**Requirements**
Extract and list every line that contains the word "this".

**Supplied data**
**********

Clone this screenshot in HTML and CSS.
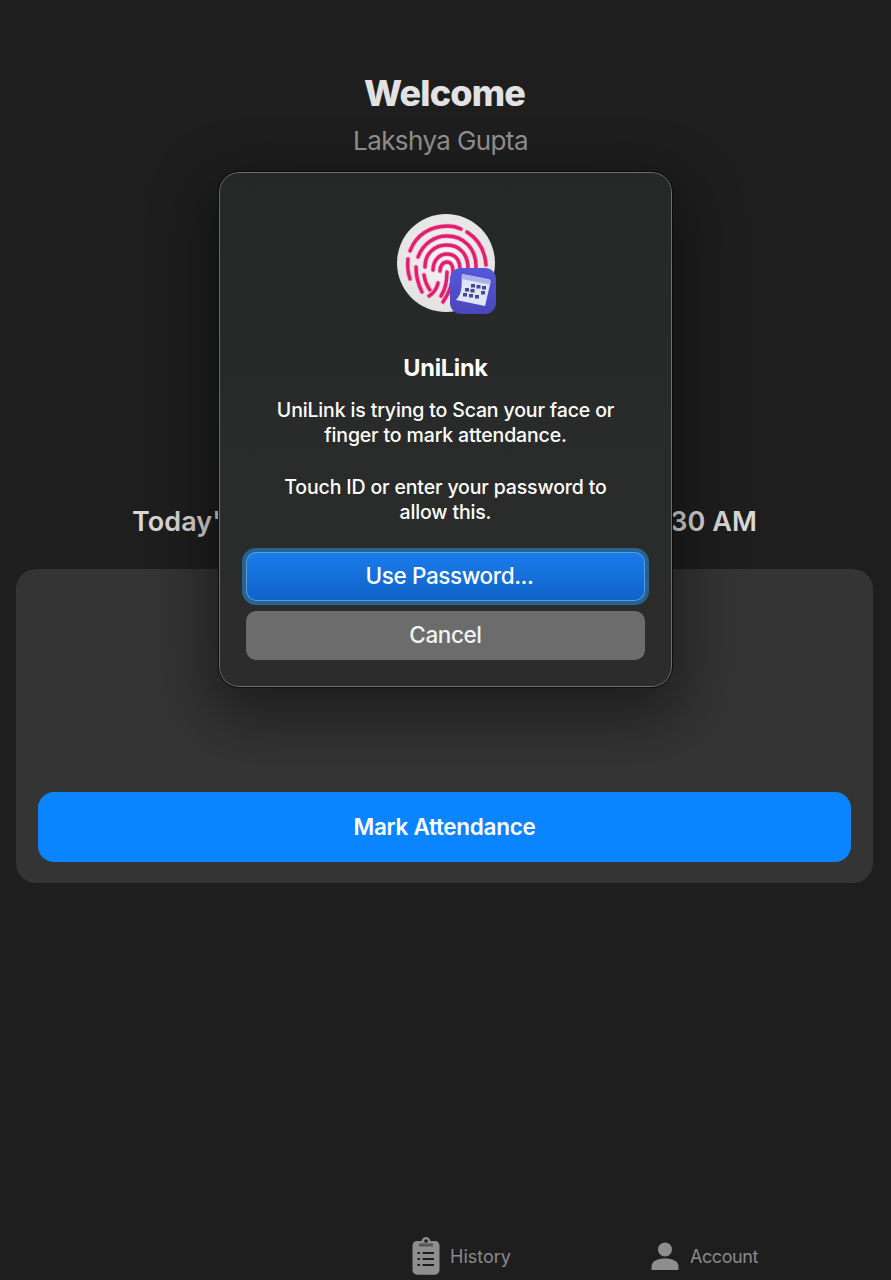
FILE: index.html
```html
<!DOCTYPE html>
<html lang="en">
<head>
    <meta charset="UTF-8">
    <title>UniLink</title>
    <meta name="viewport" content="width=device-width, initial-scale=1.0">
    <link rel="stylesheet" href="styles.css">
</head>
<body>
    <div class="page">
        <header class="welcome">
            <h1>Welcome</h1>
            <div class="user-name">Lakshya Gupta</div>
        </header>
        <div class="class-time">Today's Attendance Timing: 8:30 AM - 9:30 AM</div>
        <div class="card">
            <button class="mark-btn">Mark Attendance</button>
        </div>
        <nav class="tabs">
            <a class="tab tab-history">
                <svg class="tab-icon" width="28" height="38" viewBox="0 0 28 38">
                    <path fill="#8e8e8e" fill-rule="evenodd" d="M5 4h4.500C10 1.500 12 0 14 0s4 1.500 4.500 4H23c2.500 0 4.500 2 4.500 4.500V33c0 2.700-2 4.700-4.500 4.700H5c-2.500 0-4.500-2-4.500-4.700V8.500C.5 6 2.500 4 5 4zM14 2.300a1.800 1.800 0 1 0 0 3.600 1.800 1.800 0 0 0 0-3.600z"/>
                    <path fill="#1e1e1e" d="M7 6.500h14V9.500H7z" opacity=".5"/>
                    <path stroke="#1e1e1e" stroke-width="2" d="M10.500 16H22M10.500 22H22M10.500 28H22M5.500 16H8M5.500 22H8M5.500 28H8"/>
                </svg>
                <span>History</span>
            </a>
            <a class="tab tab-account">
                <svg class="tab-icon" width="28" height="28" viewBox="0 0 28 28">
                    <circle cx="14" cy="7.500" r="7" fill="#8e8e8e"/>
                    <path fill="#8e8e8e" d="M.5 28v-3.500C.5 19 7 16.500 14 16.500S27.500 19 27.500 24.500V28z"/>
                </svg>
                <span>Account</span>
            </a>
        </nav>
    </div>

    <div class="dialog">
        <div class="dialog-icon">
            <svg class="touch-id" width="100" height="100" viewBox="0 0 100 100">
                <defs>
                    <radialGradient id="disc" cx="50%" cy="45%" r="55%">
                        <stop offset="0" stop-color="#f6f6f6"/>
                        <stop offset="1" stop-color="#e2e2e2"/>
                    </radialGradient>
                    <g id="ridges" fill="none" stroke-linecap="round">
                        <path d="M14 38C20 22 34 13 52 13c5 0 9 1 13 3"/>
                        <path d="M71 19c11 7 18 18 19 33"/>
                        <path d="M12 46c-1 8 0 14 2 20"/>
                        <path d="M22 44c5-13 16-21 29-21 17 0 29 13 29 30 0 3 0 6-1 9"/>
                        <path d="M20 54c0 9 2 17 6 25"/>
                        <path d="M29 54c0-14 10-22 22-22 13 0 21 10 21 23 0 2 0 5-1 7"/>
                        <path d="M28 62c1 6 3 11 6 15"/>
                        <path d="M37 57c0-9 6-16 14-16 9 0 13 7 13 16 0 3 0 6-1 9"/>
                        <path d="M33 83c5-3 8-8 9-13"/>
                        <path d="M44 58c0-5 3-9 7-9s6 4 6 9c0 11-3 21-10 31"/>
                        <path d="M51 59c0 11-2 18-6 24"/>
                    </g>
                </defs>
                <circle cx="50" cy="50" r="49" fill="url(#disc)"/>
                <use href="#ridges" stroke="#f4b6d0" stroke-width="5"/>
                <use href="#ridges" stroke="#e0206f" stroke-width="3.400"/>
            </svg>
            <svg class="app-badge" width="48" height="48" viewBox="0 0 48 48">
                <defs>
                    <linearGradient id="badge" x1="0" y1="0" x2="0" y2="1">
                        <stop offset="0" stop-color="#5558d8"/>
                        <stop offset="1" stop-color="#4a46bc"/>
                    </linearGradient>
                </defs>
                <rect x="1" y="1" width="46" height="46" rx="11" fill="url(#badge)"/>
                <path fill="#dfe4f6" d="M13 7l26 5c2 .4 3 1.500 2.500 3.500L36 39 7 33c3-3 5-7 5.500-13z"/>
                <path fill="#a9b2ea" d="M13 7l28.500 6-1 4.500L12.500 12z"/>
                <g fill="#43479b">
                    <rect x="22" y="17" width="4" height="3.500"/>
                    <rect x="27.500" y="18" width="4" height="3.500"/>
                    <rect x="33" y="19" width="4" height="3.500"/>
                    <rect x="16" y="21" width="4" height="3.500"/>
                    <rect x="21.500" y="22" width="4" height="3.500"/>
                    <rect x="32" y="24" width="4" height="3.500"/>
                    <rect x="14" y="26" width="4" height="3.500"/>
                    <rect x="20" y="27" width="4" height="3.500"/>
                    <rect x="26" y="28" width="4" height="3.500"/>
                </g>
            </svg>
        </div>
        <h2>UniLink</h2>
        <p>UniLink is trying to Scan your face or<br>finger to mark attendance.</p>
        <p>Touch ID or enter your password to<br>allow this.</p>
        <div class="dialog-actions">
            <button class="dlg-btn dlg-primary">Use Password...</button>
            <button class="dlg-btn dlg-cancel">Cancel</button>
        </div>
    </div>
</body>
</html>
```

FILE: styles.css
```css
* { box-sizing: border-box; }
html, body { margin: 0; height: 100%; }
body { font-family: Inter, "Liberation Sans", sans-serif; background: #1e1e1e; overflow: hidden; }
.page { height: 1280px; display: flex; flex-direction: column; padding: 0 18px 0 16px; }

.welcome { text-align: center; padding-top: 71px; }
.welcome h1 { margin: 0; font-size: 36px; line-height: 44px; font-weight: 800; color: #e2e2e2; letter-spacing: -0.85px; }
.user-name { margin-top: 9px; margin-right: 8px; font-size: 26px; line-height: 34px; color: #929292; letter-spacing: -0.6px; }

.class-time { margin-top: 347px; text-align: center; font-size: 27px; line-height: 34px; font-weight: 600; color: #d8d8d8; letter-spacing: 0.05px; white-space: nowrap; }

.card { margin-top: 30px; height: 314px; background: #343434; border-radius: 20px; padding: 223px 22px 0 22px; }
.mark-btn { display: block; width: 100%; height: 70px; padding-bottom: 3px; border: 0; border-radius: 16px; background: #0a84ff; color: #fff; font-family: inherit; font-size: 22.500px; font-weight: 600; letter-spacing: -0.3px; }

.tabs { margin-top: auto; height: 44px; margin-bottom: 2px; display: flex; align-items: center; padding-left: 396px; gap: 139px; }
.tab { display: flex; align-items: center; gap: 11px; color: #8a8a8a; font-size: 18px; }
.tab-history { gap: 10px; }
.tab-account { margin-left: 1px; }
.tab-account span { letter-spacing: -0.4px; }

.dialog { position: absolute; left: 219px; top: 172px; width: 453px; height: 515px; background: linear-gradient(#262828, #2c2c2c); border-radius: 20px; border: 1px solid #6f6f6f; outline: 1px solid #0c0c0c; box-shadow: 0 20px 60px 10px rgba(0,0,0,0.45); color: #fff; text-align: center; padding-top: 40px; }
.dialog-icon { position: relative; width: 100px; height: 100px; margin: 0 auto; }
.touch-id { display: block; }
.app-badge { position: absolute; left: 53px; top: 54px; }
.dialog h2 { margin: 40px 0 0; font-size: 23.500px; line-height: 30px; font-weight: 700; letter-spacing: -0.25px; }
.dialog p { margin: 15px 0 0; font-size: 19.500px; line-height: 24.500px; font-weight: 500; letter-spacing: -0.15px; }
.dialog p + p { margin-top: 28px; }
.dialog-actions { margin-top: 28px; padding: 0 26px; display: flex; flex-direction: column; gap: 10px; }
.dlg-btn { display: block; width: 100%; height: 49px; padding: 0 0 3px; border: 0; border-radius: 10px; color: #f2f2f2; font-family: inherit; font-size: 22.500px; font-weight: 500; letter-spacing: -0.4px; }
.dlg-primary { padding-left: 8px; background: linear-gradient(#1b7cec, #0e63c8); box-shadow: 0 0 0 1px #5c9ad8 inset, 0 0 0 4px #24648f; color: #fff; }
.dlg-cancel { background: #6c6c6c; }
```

**********

**Task output**
Clone this screenshot in HTML and CSS.
        <p>Touch ID or enter your password to<br>allow this.</p>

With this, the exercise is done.